Records with interface code:
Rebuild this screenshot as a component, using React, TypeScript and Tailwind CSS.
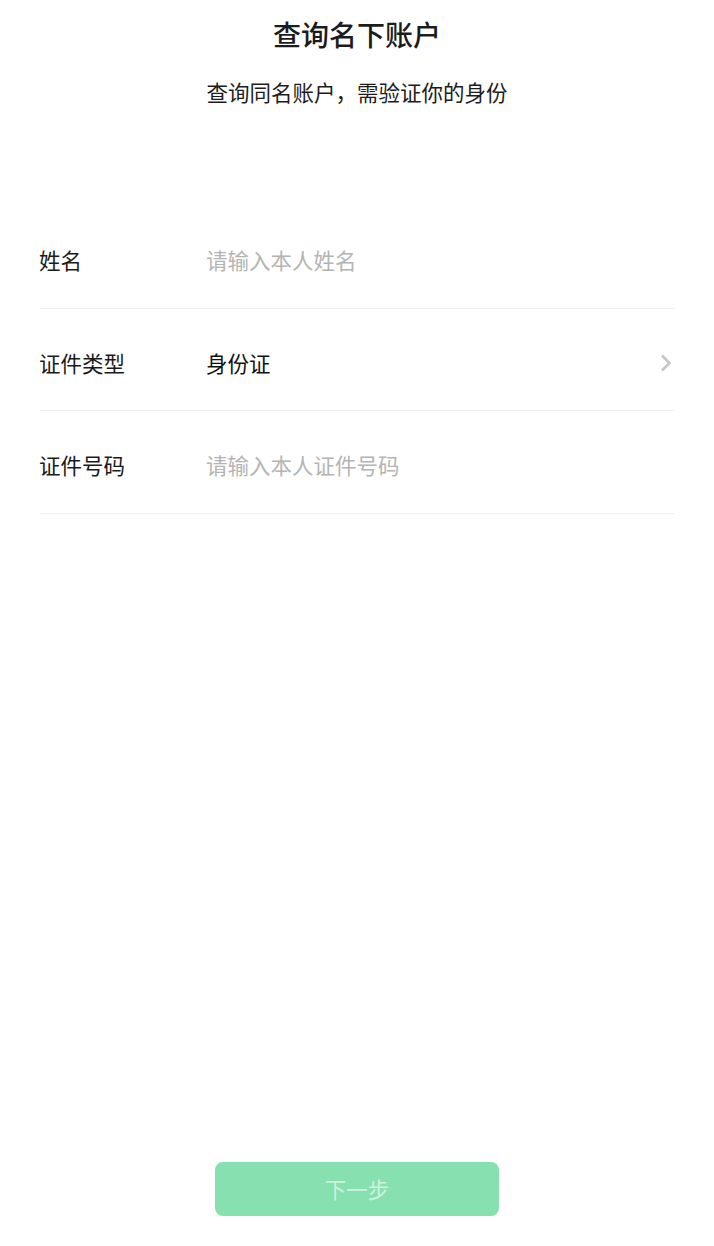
import React from "react";

const font = { fontFamily: '"Noto Sans CJK SC", "Noto Sans", sans-serif' };

function Row({
  label,
  value,
  placeholder,
  chevron,
}: {
  label: string;
  value?: string;
  placeholder?: string;
  chevron?: boolean;
}) {
  return (
    <div className="flex h-[102.5px] items-start border-b border-[#efefef] pt-[41px]">
      <div className="-ml-[1px] w-[167px] shrink-0 text-[21.5px] leading-[26px] text-[#1a1a1a]">{label}</div>
      <div className="flex flex-1 items-center">
        {value ? (
          <span className="flex-1 text-[21.5px] leading-[26px] text-[#111111]">{value}</span>
        ) : (
          <span className="flex-1 text-[21.5px] leading-[26px] text-[#b4b4b4]">{placeholder}</span>
        )}
        {chevron && (
          <svg width="12" height="18" viewBox="0 0 12 18" className="mr-[2px]">
            <path d="M2 1.5 L9.5 9 L2 16.5" fill="none" stroke="#c6c6c6" strokeWidth="2.6" />
          </svg>
        )}
      </div>
    </div>
  );
}

export default function App() {
  return (
    <div className="flex min-h-screen flex-col bg-white" style={font}>
      <div className="pt-[16px] text-center text-[28px] font-medium leading-[36px] text-[#1c1c1c]">
        查询名下账户
      </div>
      <div className="mt-[25px] text-center text-[21.5px] leading-[30px] text-[#1c1c1c]">
        查询同名账户，需验证你的身份
      </div>
      <div className="mt-[99px] px-[40px]">
        <Row label="姓名" placeholder="请输入本人姓名" />
        <Row label="证件类型" value="身份证" chevron />
        <Row label="证件号码" placeholder="请输入本人证件号码" />
      </div>
      <div className="mt-auto flex justify-center pb-[30px]">
        <button className="flex h-[54px] w-[284px] items-center justify-center rounded-[8px] bg-[#86e0b0] text-[21.5px] text-white/60">
          下一步
        </button>
      </div>
    </div>
  );
}
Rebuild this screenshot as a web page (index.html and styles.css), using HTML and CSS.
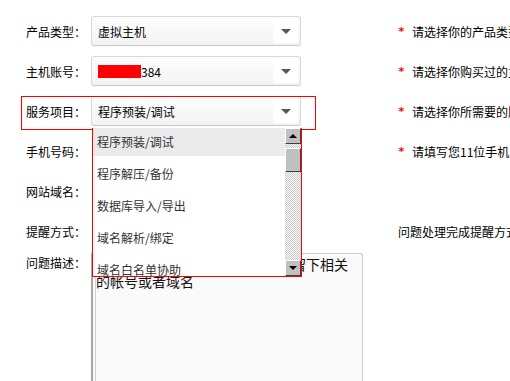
FILE: index.html
```html
<!DOCTYPE html>
<html lang="zh-CN">
  <head>
    <meta charset="UTF-8" />
    <meta name="viewport" content="width=device-width, initial-scale=1.0" />
    <title>提交工单</title>
    <link rel="stylesheet" href="styles.css">
  </head>
  <body>
    <div class="form">
      <div class="row">
        <label class="label">产品类型：</label>
        <div class="select">虚拟主机<span class="arrow"></span></div>
        <div class="hint"><span class="star">*</span>请选择你的产品类型</div>
      </div>
      <div class="row">
        <label class="label">主机账号：</label>
        <div class="select"><span class="masked"></span>384<span class="arrow"></span></div>
        <div class="hint"><span class="star">*</span>请选择你购买过的主机账号</div>
      </div>
      <div class="row active">
        <label class="label">服务项目：</label>
        <div class="select">程序预装/调试<span class="arrow"></span></div>
        <div class="hint"><span class="star">*</span>请选择你所需要的服务项目</div>

        <!-- open option list -->
        <div class="dropdown">
          <ul class="options">
            <li class="selected">程序预装/调试</li>
            <li>程序解压/备份</li>
            <li>数据库导入/导出</li>
            <li>域名解析/绑定</li>
            <li>域名白名单协助</li>
          </ul>
          <div class="scrollbar">
            <span class="btn up"></span>
            <span class="thumb"></span>
            <span class="btn down"></span>
          </div>
        </div>
      </div>
      <div class="row">
        <label class="label">手机号码：</label>
        <div class="field"></div>
        <div class="hint"><span class="star">*</span>请填写您11位手机号码</div>
      </div>
      <div class="row">
        <label class="label">网站域名：</label>
        <div class="field"></div>
      </div>
      <div class="row">
        <label class="label">提醒方式：</label>
        <div class="field"></div>
        <div class="hint">问题处理完成提醒方式</div>
      </div>
      <div class="row desc">
        <label class="label">问题描述：</label>
        <textarea class="textarea">请详细描述您所遇到的问题，并留下相关的帐号或者域名</textarea>
      </div>
    </div>
  </body>
</html>
```

FILE: styles.css
```css
html, body {
  margin: 0;
  padding: 0;
  background-color: #fff;
  overflow: hidden;
}
body {
  font-family: "Noto Sans CJK SC", "Noto Sans", sans-serif;
  font-size: 12px;
  color: #000;
}
.form {
  padding: 16px 0 0 26px;
}
.row {
  display: flex;
  align-items: center;
  height: 30px;
  margin-bottom: 10px;
  white-space: nowrap;
}
.row.active {
  position: relative;
}
.row.active::before {
  content: "";
  position: absolute;
  left: -5px;
  top: 0;
  width: 293px;
  height: 32px;
  border: 1px solid #f00;
  z-index: 2;
}
.label {
  width: 65px;
  flex-shrink: 0;
}
.select {
  position: relative;
  box-sizing: border-box;
  width: 210px;
  height: 30px;
  flex-shrink: 0;
  display: flex;
  align-items: center;
  padding-left: 6px;
  border: 1px solid #d8d8d8;
  border-bottom-color: #c8c8c8;
  border-radius: 3px;
  background: linear-gradient(#fdfdfd, #f3f3f3);
}
.arrow {
  position: absolute;
  right: 2px;
  top: 2px;
  width: 25px;
  height: 24px;
  border-radius: 2px;
  background-color: #fff;
}
.arrow::after {
  content: "";
  position: absolute;
  left: 8px;
  top: 10px;
  border-left: 5px solid transparent;
  border-right: 5px solid transparent;
  border-top: 5px solid #555;
}
.masked {
  display: inline-block;
  width: 43px;
  height: 13px;
  background-color: #f00;
}
.field {
  width: 210px;
  flex-shrink: 0;
}
.hint {
  margin-left: 97px;
  display: flex;
  align-items: center;
}
.star {
  color: #f00;
  font-family: "DejaVu Sans Mono", monospace;
  font-weight: bold;
  font-size: 11px;
  width: 14px;
  padding-left: 0;
  box-sizing: border-box;
}
.dropdown {
  position: absolute;
  left: 66px;
  top: 32px;
  width: 208px;
  height: 148px;
  border: 1px solid #f00;
  border-top: none;
  background-color: #fff;
  display: flex;
  z-index: 3;
  overflow: hidden;
}
.options {
  list-style-type: none;
  margin: 0;
  padding: 0;
  flex: 1;
}
.options li {
  height: 28px;
  line-height: 28px;
  margin-bottom: 4px;
  padding-left: 4px;
  color: #333;
}
.options li.selected {
  background-color: #ebebeb;
}
.scrollbar {
  width: 16px;
  display: flex;
  flex-direction: column;
  background-color: #fff;
  background-image: repeating-conic-gradient(#c8c8c8 0 25%, #fff 0 50%);
  background-size: 2px 2px;
}
.btn, .thumb {
  box-sizing: border-box;
  background-color: #c0c0c0;
  border: 1px solid;
  border-color: #fff #404040 #404040 #fff;
  position: relative;
}
.btn {
  height: 16px;
}
.btn::after {
  content: "";
  position: absolute;
  left: 3px;
  top: 5px;
  border-left: 4px solid transparent;
  border-right: 4px solid transparent;
}
.up::after {
  border-bottom: 4px solid #000;
}
.down::after {
  border-top: 4px solid #000;
}
.thumb {
  height: 24px;
  margin-top: 4px;
}
.down {
  margin-top: auto;
}
.row.desc {
  align-items: flex-start;
  height: auto;
  margin-top: -3px;
}
.row.desc .label {
  line-height: 20px;
}
.textarea {
  box-sizing: border-box;
  width: 272px;
  height: 160px;
  margin: 0;
  padding: 2px 4px 0 3px;
  border: 1px solid #ccc;
  border-left: 2px solid #a8a8a8;
  border-radius: 0 3px 0 0;
  background-color: #fafafa;
  background-image: linear-gradient(to right, transparent 2px, #cdd3de 2px, #cdd3de 3px, transparent 3px);
  font-family: "Noto Sans CJK SC", sans-serif;
  font-size: 14px;
  line-height: 17px;
  color: #111;
  resize: none;
}
```
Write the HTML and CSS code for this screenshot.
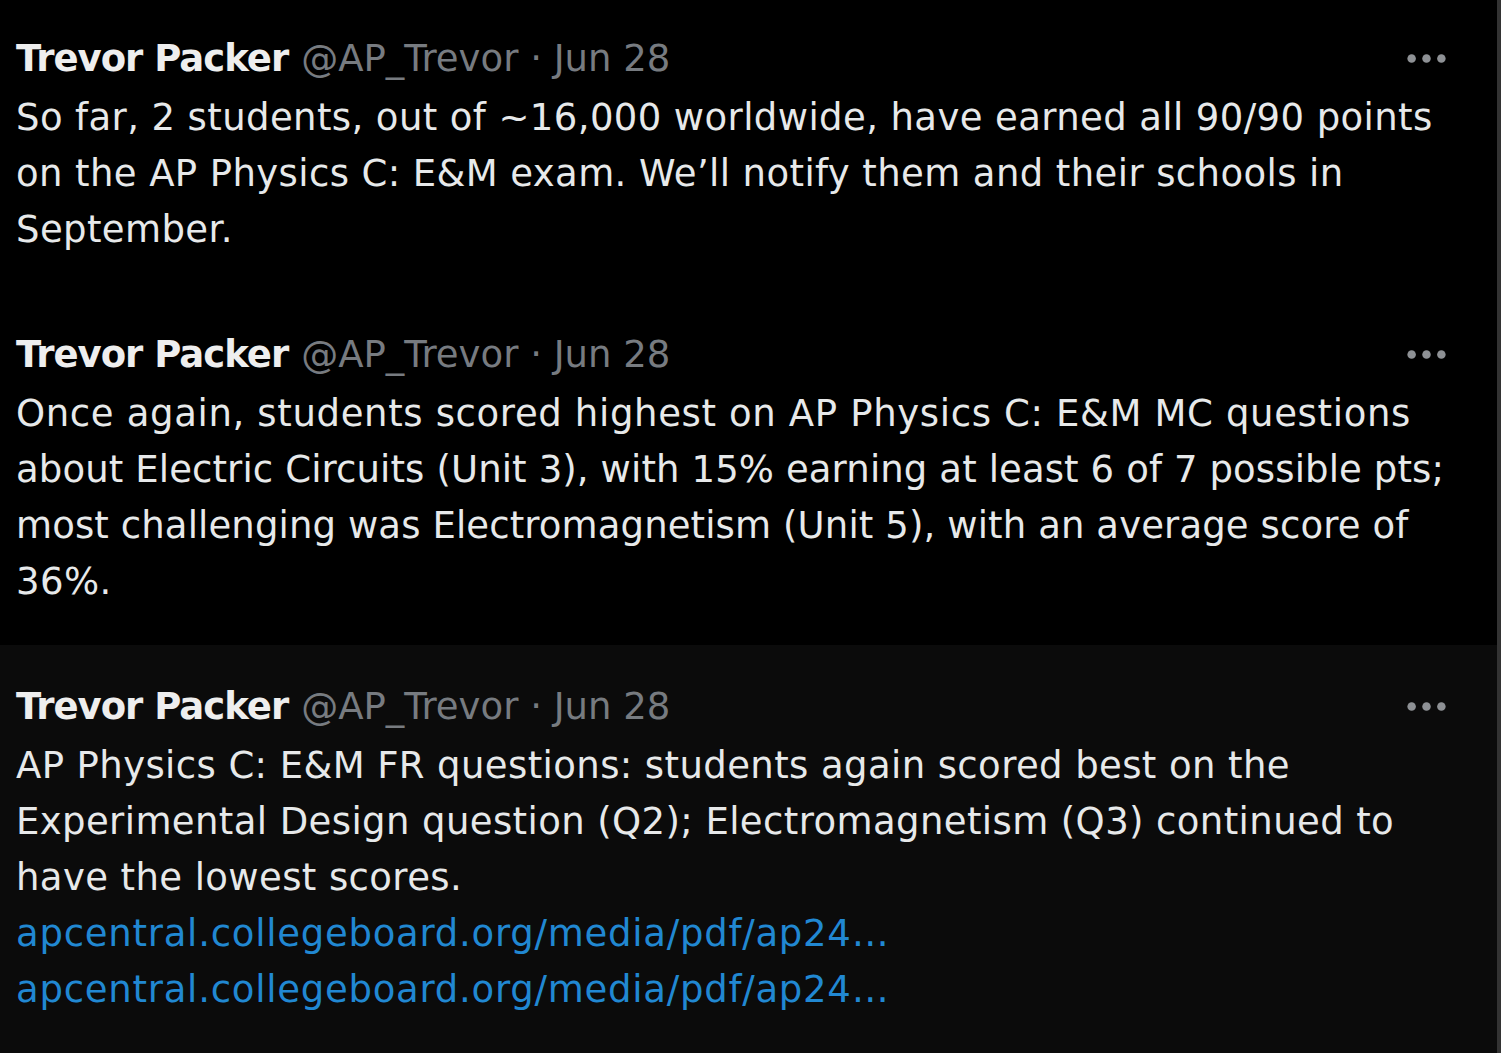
FILE: index.html
```html
<!DOCTYPE html>
<html lang="en">
<head>
<meta charset="utf-8">
<title>Trevor Packer tweets</title>
<link rel="stylesheet" href="styles.css">
</head>
<body>
<main class="feed">
  <article class="tweet tweet-first">
    <header class="tweet-head">
      <span class="name">Trevor Packer</span>
      <span class="meta">@AP_Trevor · Jun 28</span>
      <svg class="more" viewBox="0 0 24 24" aria-hidden="true"><circle cx="5" cy="12" r="2"/><circle cx="12" cy="12" r="2"/><circle cx="19" cy="12" r="2"/></svg>
    </header>
    <p class="tweet-text">So far, 2 students, out of ~16,000 worldwide, have earned all 90/90 points<br>on the AP Physics C: E&amp;M exam. We’ll notify them and their schools in<br>September.</p>
  </article>
  <article class="tweet">
    <header class="tweet-head">
      <span class="name">Trevor Packer</span>
      <span class="meta">@AP_Trevor · Jun 28</span>
      <svg class="more" viewBox="0 0 24 24" aria-hidden="true"><circle cx="5" cy="12" r="2"/><circle cx="12" cy="12" r="2"/><circle cx="19" cy="12" r="2"/></svg>
    </header>
    <p class="tweet-text"><span class="wide">Once again, students scored highest on AP Physics C: E&amp;M MC questions</span><br><span class="tight">about Electric Circuits (Unit 3), with 15% earning at least 6 of 7 possible pts;</span><br><span class="tight">most challenging was Electromagnetism (Unit 5), with an average score of</span><br>36%.</p>
  </article>
  <article class="tweet tweet-hover">
    <header class="tweet-head">
      <span class="name">Trevor Packer</span>
      <span class="meta">@AP_Trevor · Jun 28</span>
      <svg class="more" viewBox="0 0 24 24" aria-hidden="true"><circle cx="5" cy="12" r="2"/><circle cx="12" cy="12" r="2"/><circle cx="19" cy="12" r="2"/></svg>
    </header>
    <p class="tweet-text">AP Physics C: E&amp;M FR questions: students again scored best on the<br>Experimental Design question (Q2); Electromagnetism (Q3) continued to<br>have the lowest scores.<br><a class="link" href="#">apcentral.collegeboard.org/media/pdf/ap24…</a><br><a class="link" href="#">apcentral.collegeboard.org/media/pdf/ap24…</a></p>
  </article>
</main>
</body>
</html>
```
FILE: styles.css
```css
html, body {
  margin: 0;
  padding: 0;
  background: #000;
}
body {
  width: 1501px;
  height: 1053px;
  overflow: hidden;
  font-family: "DejaVu Sans", "Liberation Sans", Arial, sans-serif;
  color: #e7e9ea;
}
.feed {
  width: 1497px;
  height: 1053px;
  border-right: 4px solid #333333;
  display: flex;
  flex-direction: column;
}
.tweet {
  padding: 33px 15px 35px 16px;
  background: #000;
}
.tweet-first {
  padding-top: 30px;
}
.tweet-hover {
  background: #0b0b0b;
  flex: 1;
}
.tweet-head {
  display: flex;
  align-items: center;
  height: 56px;
  margin-bottom: 4px;
  font-size: 37px;
  white-space: nowrap;
}
.name {
  font-weight: 700;
  color: #eeeeee;
  margin-right: 13px;
  letter-spacing: -1px;
}
.meta {
  color: #777b80;
  letter-spacing: 0;
}
.more {
  width: 51px;
  height: 51px;
  margin-left: auto;
  margin-right: 30px;
  fill: #8e9195;
}
.tweet-text {
  margin: 0;
  font-size: 37px;
  line-height: 56px;
  letter-spacing: 0.4px;
  white-space: nowrap;
  color: #e7e9ea;
}
.tight {
  letter-spacing: 0.12px;
}
.wide {
  letter-spacing: 0.65px;
}
.link {
  color: #2188d2;
  letter-spacing: 0.75px;
  text-decoration: none;
}
```
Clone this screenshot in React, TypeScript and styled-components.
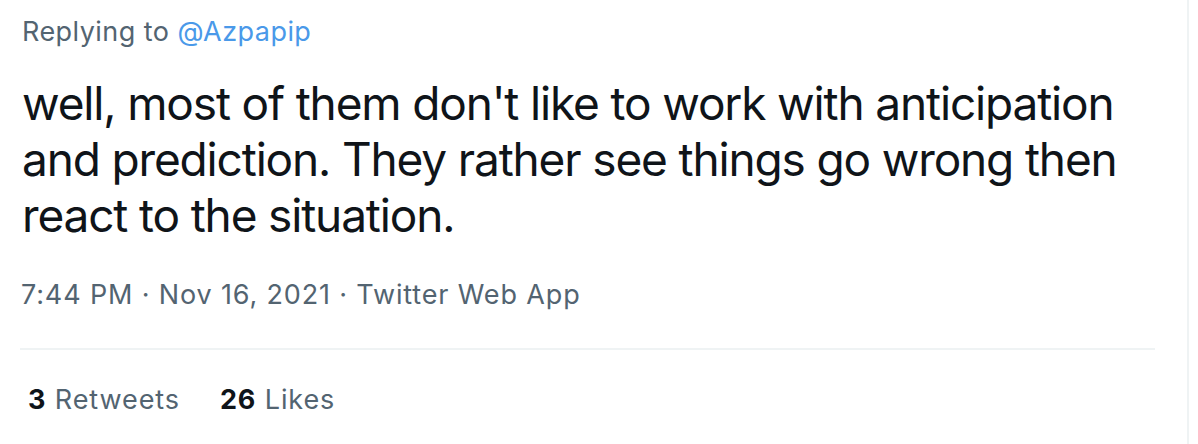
import styled, { createGlobalStyle } from "styled-components";

const GlobalStyle = createGlobalStyle`
  html, body {
    margin: 0;
    padding: 0;
    background: #ffffff;
  }
  body {
    font-family: Inter, "Noto Sans", "Liberation Sans", sans-serif;
    -webkit-font-smoothing: antialiased;
  }
`;

function App() {
  return (
    <>
      <GlobalStyle />
      <Column>
        <Tweet>
          <ReplyLine>
            Replying to <Mention>@Azpapip</Mention>
          </ReplyLine>
          <Body>
            well, most of them don't like to work with anticipation and
            prediction. They rather see things go wrong then react to the
            situation.
          </Body>
          <Meta>7:44 PM · Nov 16, 2021 · Twitter Web App</Meta>
          <Divider />
          <Stats>
            <Stat>
              <Count>3</Count> Retweets
            </Stat>
            <Stat>
              <Count>26</Count> Likes
            </Stat>
          </Stats>
        </Tweet>
      </Column>
    </>
  );
}

export default App;

const Column = styled.main`
  width: 1189px;
  height: 444px;
  box-sizing: border-box;
  border-right: 2px solid #eff3f4;
`;

const Tweet = styled.article`
  width: 1135px;
  padding: 16px 0 0 20px;
`;

const ReplyLine = styled.div`
  font-size: 27px;
  line-height: 32px;
  letter-spacing: 0.45px;
  color: #536471;
  padding-left: 2px;
`;

const Mention = styled.span`
  color: #4a99e9;
`;

const Body = styled.p`
  margin: 27px 0 0;
  padding-left: 2px;
  font-size: 46px;
  line-height: 56px;
  letter-spacing: -1.15px;
  color: #0f1419;
`;

const Meta = styled.div`
  margin-top: 35px;
  padding-left: 1px;
  font-size: 27px;
  line-height: 34px;
  letter-spacing: 0.85px;
  color: #536471;
`;

const Divider = styled.hr`
  margin: 36px 0 0;
  border: 0;
  height: 2px;
  background: #eff3f4;
`;

const Stats = styled.div`
  display: flex;
  gap: 40px;
  margin-top: 34px;
  padding-left: 8px;
  font-size: 27px;
  line-height: 32px;
  letter-spacing: 0.9px;
  color: #536471;
`;

const Stat = styled.span``;

const Count = styled.b`
  font-weight: 700;
  color: #0f1419;
`;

DIRECTION. Of the lines in the data, how many hold the string "using"? State the number, nothing else.

EXPECTED ANSWER. 2